- _TASK DETAILS_: Transcribe each line of the material as it is, and drop any picture.

- _RAW DATA_:
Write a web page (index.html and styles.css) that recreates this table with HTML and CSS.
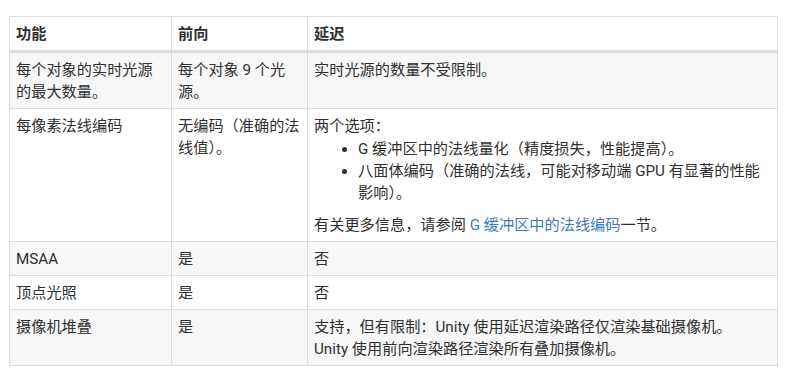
FILE: index.html
```html
<!DOCTYPE html>
<html lang="zh-CN">
<head>
<meta charset="utf-8">
<title>功能对比</title>
<link rel="stylesheet" href="styles.css">
</head>
<body>
<table class="cmp">
  <colgroup>
    <col class="c1">
    <col class="c2">
    <col class="c3">
  </colgroup>
  <thead>
    <tr><th>功能</th><th>前向</th><th>延迟</th></tr>
  </thead>
  <tbody>
    <tr>
      <td>每个对象的实时光源的最大数量。</td>
      <td>每个对象 9 个光源。</td>
      <td>实时光源的数量不受限制。</td>
    </tr>
    <tr>
      <td>每像素法线编码</td>
      <td>无编码（准确的法线值）。</td>
      <td>
        <p class="p">两个选项：</p>
        <ul class="list">
          <li>G 缓冲区中的法线量化（精度损失，性能提高）。</li>
          <li>八面体编码（准确的法线，可能对移动端 GPU 有显著的性能影响）。</li>
        </ul>
        <p class="p">有关更多信息，请参阅 <a class="link" href="#">G 缓冲区中的法线编码</a>一节。</p>
      </td>
    </tr>
    <tr><td>MSAA</td><td>是</td><td>否</td></tr>
    <tr><td>顶点光照</td><td>是</td><td>否</td></tr>
    <tr>
      <td>摄像机堆叠</td>
      <td>是</td>
      <td>支持，但有限制：Unity 使用延迟渲染路径仅渲染基础摄像机。<br>Unity 使用前向渲染路径渲染所有叠加摄像机。</td>
    </tr>
  </tbody>
</table>
</body>
</html>
```
FILE: styles.css
```css
html, body {
  background: #ffffff;
}
body {
  margin: 16px 0 0 9px;
  font-family: Roboto, "Noto Sans CJK SC", sans-serif;
  font-size: 15.2px;
  line-height: 22px;
  color: #303030;
}
.cmp {
  border-collapse: collapse;
  table-layout: fixed;
  width: 769px;
}
.c1 { width: 162px; }
.c2 { width: 136px; }
.c3 { width: auto; }
.cmp th,
.cmp td {
  border: 1px solid #dddddd;
  padding: 6px 6px 5px 6px;
  text-align: left;
  vertical-align: top;
}
.cmp th {
  font-weight: bold;
  border-bottom: 3px solid #dddddd;
  background: #ffffff;
}
.cmp tbody tr:nth-child(odd) td {
  background: #f7f7f7;
}
.cmp tbody tr:nth-child(even) td {
  background: #ffffff;
}
.p {
  margin: 0;
}
.list {
  margin: 1px 0 10px 0;
  padding-left: 44px;
}
.link {
  color: #3b7cc0;
  text-decoration: none;
}
```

- _EXERCISE RESPONSE_:
Write a web page (index.html and styles.css) that recreates this table with HTML and CSS.
FILE: index.html
```html
<!DOCTYPE html>
<html lang="zh-CN">
<head>
<meta charset="utf-8">
<title>功能对比</title>
<link rel="stylesheet" href="styles.css">
</head>
<body>
<table class="cmp">
  <colgroup>
    <col class="c1">
    <col class="c2">
    <col class="c3">
  </colgroup>
  <thead>
    <tr><th>功能</th><th>前向</th><th>延迟</th></tr>
  </thead>
  <tbody>
    <tr>
      <td>每个对象的实时光源的最大数量。</td>
      <td>每个对象 9 个光源。</td>
      <td>实时光源的数量不受限制。</td>
    </tr>
    <tr>
      <td>每像素法线编码</td>
      <td>无编码（准确的法线值）。</td>
      <td>
        <p class="p">两个选项：</p>
        <ul class="list">
          <li>G 缓冲区中的法线量化（精度损失，性能提高）。</li>
          <li>八面体编码（准确的法线，可能对移动端 GPU 有显著的性能影响）。</li>
        </ul>
        <p class="p">有关更多信息，请参阅 <a class="link" href="#">G 缓冲区中的法线编码</a>一节。</p>
      </td>
    </tr>
    <tr><td>MSAA</td><td>是</td><td>否</td></tr>
    <tr><td>顶点光照</td><td>是</td><td>否</td></tr>
    <tr>
      <td>摄像机堆叠</td>
      <td>是</td>
      <td>支持，但有限制：Unity 使用延迟渲染路径仅渲染基础摄像机。<br>Unity 使用前向渲染路径渲染所有叠加摄像机。</td>
    </tr>
  </tbody>
</table>
</body>
</html>
```
FILE: styles.css
```css
html, body {
  background: #ffffff;
}
body {
  margin: 16px 0 0 9px;
  font-family: Roboto, "Noto Sans CJK SC", sans-serif;
  font-size: 15.2px;
  line-height: 22px;
  color: #303030;
}
.cmp {
  border-collapse: collapse;
  table-layout: fixed;
  width: 769px;
}
.c1 { width: 162px; }
.c2 { width: 136px; }
.c3 { width: auto; }
.cmp th,
.cmp td {
  border: 1px solid #dddddd;
  padding: 6px 6px 5px 6px;
  text-align: left;
  vertical-align: top;
}
.cmp th {
  font-weight: bold;
  border-bottom: 3px solid #dddddd;
  background: #ffffff;
}
.cmp tbody tr:nth-child(odd) td {
  background: #f7f7f7;
}
.cmp tbody tr:nth-child(even) td {
  background: #ffffff;
}
.p {
  margin: 0;
}
.list {
  margin: 1px 0 10px 0;
  padding-left: 44px;
}
.link {
  color: #3b7cc0;
  text-decoration: none;
}
```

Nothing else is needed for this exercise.